* TASK DETAILS: Copy out the lines that include the word "component".

Code that builds pages:
┌────────

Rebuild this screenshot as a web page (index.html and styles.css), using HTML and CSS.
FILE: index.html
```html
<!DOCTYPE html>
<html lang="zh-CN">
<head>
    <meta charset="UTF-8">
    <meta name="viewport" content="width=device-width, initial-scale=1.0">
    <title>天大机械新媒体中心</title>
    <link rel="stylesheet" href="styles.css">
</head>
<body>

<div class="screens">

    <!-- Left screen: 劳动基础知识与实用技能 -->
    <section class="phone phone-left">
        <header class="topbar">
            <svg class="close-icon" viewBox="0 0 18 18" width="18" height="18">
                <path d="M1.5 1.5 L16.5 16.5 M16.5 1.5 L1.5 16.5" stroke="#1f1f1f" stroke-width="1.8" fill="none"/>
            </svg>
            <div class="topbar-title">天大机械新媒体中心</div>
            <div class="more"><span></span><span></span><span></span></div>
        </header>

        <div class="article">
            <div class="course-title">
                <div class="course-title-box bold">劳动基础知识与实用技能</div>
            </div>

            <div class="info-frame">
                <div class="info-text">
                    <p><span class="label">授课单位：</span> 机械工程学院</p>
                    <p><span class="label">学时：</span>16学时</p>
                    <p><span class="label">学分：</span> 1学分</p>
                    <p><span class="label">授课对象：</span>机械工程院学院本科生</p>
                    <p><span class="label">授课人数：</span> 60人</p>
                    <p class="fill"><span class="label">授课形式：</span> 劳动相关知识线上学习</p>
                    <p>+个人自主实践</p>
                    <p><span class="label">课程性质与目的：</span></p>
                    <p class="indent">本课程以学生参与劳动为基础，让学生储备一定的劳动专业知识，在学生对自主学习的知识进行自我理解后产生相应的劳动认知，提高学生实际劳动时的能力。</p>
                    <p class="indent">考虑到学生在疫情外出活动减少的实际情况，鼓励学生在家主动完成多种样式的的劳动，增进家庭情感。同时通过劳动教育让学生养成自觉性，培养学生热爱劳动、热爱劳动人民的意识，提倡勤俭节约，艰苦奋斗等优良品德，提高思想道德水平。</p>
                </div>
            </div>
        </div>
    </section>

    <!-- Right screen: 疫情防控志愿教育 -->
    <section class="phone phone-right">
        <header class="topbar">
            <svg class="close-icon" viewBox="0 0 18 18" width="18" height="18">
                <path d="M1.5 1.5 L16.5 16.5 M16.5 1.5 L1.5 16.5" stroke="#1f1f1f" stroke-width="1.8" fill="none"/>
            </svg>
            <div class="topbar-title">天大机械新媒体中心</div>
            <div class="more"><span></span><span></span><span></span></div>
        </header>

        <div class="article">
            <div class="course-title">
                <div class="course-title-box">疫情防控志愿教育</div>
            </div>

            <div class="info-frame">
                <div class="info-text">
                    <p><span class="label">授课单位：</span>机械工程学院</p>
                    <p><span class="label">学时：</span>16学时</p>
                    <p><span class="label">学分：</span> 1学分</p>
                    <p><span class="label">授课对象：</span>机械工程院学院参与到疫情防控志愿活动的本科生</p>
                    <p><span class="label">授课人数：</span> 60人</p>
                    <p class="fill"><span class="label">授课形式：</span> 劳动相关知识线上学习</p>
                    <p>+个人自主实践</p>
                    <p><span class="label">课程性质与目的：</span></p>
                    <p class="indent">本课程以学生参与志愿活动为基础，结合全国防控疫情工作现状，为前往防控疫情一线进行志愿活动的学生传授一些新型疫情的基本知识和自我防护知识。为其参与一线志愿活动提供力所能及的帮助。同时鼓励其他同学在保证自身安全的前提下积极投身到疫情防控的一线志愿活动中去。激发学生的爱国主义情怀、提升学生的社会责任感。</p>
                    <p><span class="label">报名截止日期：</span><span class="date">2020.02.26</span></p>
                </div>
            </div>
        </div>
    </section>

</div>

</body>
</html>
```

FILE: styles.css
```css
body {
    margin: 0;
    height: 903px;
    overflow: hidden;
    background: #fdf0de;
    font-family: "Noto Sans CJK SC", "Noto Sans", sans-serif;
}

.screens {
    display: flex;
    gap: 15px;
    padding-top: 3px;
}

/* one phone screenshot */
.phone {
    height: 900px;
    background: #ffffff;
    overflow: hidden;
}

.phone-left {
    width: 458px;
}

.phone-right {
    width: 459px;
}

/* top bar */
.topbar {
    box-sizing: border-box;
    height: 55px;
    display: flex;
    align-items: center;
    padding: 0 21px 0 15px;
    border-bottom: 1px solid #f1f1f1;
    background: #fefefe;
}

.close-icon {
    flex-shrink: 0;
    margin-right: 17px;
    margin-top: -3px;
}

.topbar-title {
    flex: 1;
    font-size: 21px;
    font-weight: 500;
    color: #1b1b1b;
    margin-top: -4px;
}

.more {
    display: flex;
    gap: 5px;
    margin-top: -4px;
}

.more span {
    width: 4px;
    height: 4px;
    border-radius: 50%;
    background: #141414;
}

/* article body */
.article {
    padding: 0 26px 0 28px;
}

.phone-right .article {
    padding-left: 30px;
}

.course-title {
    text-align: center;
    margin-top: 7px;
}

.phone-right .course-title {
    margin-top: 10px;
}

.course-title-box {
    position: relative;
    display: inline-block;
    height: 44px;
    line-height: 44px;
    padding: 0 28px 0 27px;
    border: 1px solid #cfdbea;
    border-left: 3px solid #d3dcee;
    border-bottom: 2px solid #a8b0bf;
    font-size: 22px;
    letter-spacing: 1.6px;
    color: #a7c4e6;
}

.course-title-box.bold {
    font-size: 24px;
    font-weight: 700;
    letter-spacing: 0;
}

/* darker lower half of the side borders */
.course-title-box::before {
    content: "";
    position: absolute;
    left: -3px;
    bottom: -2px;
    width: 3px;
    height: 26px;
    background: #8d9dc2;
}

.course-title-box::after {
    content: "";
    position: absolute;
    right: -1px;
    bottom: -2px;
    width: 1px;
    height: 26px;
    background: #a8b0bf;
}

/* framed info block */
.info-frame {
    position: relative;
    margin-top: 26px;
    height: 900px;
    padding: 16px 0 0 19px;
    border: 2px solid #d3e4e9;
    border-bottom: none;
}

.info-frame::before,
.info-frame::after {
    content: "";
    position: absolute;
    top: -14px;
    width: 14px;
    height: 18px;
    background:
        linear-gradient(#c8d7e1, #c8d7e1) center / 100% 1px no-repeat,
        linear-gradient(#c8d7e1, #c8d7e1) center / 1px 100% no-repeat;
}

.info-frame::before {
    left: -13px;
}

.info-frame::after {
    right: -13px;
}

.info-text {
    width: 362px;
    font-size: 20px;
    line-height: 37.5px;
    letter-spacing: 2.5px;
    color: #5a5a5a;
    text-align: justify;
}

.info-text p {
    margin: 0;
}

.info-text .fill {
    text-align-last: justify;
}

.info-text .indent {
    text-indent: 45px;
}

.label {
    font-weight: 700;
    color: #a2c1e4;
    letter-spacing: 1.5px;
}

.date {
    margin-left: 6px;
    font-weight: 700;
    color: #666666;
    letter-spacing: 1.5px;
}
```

└────────
┌────────

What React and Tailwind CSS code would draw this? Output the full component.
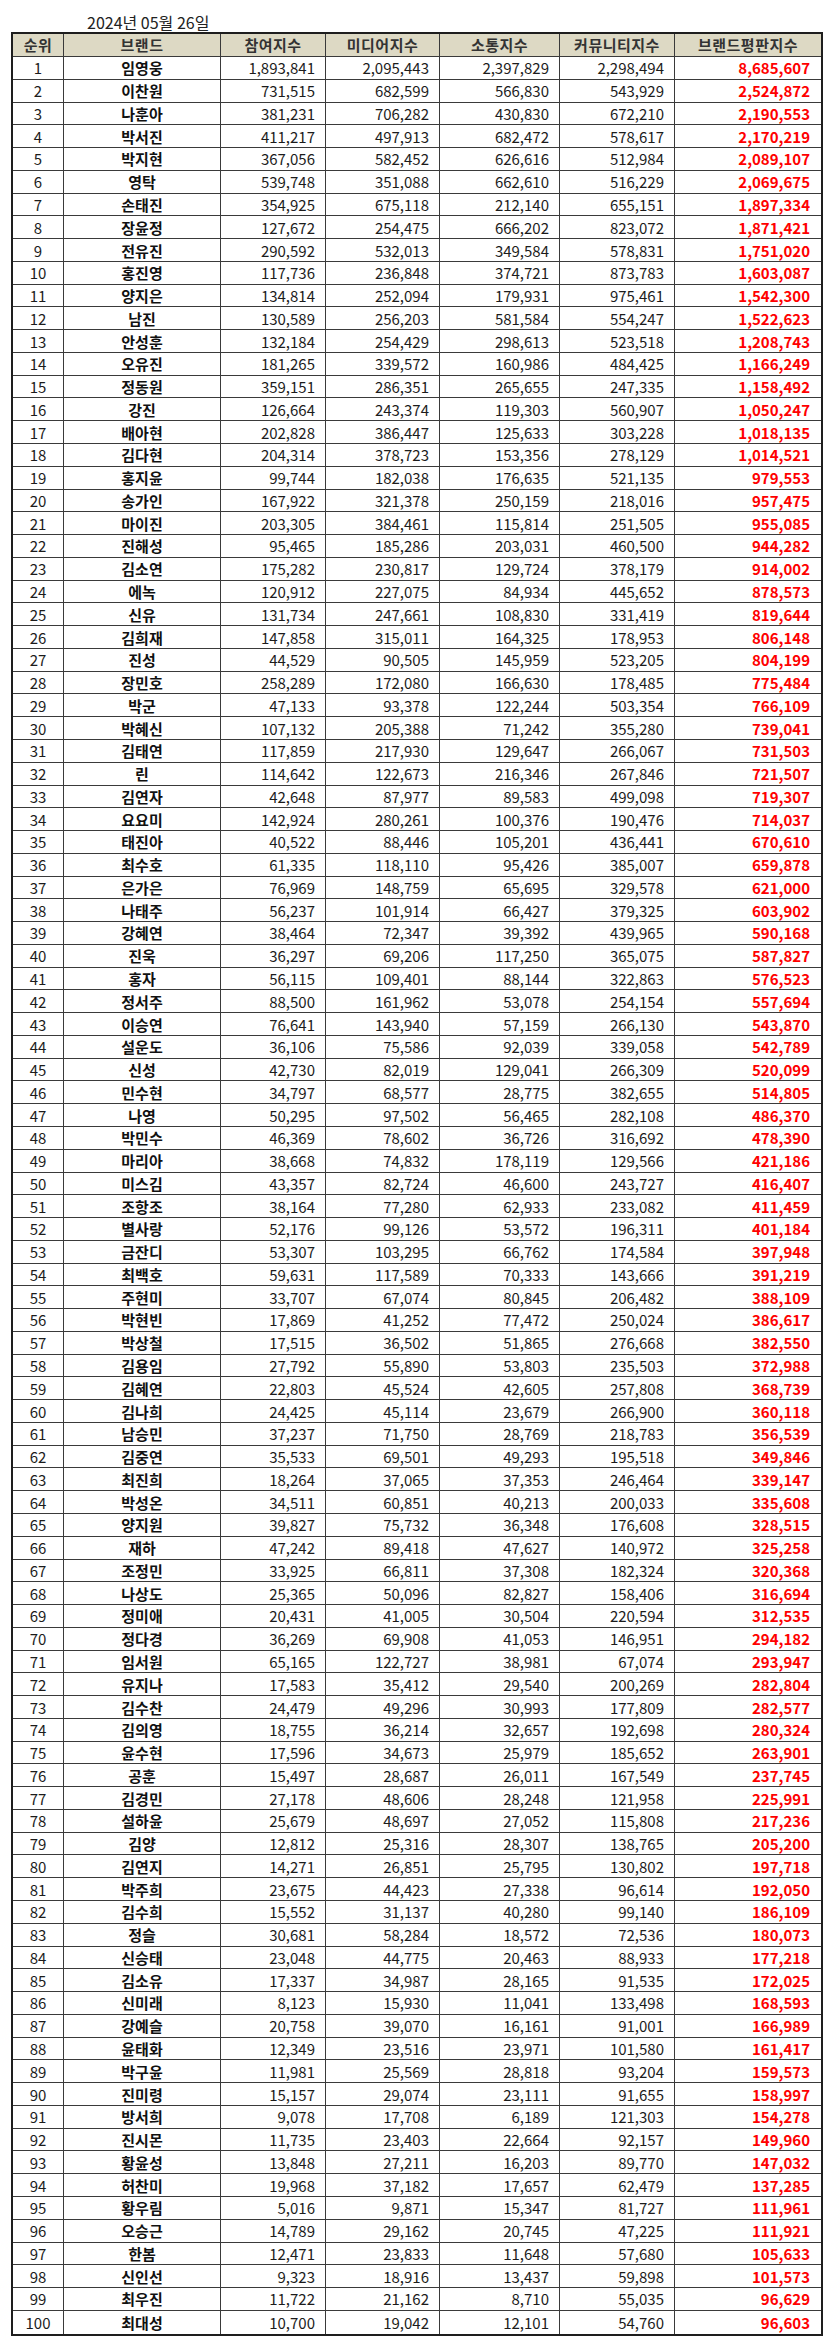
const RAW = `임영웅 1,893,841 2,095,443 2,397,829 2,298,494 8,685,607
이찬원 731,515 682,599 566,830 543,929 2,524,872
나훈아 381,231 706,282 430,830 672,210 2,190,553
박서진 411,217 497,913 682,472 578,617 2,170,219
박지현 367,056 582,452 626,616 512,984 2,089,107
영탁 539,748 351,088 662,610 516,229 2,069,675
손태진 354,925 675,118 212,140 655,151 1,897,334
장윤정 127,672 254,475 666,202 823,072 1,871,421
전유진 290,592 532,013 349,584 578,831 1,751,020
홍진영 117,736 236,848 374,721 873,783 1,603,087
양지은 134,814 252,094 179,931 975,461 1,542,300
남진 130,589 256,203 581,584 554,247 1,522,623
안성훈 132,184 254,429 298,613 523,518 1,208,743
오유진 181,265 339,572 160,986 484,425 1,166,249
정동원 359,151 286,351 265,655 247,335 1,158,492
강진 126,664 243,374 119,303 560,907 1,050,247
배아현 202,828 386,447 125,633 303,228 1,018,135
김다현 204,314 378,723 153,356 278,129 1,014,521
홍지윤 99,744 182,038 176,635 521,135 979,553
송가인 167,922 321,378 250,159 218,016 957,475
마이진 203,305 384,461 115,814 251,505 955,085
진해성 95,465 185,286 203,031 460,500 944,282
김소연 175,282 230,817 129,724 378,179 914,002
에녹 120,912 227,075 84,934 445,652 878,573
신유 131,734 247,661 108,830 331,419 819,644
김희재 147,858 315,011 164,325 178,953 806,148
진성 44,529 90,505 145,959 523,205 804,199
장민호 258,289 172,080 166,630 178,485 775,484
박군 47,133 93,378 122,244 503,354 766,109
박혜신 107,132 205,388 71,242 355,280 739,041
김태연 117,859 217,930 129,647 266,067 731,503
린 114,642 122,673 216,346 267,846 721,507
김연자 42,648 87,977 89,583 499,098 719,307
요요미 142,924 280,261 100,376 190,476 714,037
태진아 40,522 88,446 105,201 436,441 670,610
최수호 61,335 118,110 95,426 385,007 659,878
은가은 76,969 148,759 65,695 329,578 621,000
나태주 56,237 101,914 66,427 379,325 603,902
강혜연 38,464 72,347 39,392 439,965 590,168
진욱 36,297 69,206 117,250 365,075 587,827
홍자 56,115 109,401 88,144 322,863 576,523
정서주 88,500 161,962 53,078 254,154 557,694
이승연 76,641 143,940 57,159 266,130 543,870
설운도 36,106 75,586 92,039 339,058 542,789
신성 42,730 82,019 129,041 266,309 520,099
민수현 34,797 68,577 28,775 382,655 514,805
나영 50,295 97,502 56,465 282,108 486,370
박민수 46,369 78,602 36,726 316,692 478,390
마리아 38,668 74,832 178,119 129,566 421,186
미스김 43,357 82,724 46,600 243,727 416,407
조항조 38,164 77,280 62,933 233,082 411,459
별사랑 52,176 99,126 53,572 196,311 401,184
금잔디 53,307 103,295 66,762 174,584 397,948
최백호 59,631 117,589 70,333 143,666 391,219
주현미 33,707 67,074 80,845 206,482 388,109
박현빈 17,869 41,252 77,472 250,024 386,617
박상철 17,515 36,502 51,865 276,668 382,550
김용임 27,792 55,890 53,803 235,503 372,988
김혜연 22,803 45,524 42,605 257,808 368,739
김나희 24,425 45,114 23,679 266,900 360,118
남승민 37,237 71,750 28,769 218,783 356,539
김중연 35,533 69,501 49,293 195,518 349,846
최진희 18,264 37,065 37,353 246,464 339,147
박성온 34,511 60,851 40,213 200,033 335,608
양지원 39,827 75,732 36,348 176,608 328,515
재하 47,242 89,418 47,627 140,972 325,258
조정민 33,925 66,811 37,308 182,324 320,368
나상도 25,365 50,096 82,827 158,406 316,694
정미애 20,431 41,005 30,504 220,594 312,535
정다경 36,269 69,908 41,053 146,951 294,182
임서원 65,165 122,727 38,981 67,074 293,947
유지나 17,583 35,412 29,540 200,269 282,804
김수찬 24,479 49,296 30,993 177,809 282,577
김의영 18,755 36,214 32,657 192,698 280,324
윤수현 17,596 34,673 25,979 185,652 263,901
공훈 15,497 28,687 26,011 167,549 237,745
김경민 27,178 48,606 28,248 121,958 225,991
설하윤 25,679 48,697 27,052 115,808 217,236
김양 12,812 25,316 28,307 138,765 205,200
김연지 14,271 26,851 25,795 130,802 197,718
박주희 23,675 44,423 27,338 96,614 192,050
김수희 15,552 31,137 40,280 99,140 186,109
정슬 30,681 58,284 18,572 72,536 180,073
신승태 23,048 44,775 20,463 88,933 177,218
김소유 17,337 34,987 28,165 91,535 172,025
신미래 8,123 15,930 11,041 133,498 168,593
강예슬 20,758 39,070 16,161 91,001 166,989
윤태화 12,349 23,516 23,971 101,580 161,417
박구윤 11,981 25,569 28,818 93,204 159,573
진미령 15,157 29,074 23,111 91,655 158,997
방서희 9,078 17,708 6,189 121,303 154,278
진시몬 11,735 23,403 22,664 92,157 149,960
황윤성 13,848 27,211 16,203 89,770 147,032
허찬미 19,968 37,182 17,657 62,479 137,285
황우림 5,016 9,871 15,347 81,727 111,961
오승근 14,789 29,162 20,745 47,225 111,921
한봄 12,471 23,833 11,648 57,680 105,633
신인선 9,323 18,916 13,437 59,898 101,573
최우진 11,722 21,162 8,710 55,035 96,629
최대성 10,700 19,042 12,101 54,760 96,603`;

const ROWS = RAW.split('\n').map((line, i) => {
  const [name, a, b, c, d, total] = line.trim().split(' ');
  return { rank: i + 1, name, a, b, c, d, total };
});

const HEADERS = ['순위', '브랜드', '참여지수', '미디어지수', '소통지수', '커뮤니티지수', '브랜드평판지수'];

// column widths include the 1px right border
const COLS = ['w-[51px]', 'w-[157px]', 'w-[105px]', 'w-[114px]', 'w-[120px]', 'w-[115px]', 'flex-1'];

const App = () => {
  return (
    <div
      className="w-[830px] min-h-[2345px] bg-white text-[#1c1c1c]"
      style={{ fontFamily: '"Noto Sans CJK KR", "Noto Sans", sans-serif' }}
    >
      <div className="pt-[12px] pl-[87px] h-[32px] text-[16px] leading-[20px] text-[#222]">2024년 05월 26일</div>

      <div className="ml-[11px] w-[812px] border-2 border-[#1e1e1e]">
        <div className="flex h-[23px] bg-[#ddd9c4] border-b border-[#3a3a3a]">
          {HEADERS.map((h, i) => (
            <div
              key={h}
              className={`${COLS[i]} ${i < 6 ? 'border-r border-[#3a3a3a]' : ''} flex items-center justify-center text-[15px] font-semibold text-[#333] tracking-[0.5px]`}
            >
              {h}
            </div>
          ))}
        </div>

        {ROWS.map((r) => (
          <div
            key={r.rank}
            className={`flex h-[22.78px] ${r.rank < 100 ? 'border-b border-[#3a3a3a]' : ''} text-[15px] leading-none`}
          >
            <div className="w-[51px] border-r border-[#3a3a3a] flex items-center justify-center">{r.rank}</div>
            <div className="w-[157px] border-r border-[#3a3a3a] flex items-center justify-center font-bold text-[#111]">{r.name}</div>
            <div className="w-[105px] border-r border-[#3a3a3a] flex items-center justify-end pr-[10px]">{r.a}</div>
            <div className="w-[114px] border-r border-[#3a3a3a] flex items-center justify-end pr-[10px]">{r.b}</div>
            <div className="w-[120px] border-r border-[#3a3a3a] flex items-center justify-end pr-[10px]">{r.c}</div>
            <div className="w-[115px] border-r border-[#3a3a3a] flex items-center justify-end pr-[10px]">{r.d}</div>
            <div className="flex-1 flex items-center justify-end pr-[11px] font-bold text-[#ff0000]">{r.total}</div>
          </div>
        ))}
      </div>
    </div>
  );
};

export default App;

└────────
┌────────

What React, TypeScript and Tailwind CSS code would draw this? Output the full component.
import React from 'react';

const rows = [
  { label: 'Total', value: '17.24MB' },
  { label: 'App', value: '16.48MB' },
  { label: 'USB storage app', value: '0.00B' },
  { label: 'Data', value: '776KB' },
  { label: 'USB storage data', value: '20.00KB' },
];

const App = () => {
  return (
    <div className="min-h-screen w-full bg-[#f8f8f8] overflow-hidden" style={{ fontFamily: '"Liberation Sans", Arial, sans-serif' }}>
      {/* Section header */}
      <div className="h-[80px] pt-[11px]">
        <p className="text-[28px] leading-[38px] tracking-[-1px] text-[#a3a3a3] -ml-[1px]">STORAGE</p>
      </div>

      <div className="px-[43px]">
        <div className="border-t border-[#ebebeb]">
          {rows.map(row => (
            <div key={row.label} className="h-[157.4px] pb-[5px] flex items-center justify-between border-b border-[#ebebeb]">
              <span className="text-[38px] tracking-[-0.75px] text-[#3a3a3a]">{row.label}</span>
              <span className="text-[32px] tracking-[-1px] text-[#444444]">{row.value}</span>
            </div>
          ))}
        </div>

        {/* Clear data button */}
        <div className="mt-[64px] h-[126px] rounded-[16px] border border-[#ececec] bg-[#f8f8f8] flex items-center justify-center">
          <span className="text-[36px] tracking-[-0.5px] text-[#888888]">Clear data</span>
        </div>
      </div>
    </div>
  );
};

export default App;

└────────

* RESULT FOR THIS TASK:
What React and Tailwind CSS code would draw this? Output the full component.
What React, TypeScript and Tailwind CSS code would draw this? Output the full component.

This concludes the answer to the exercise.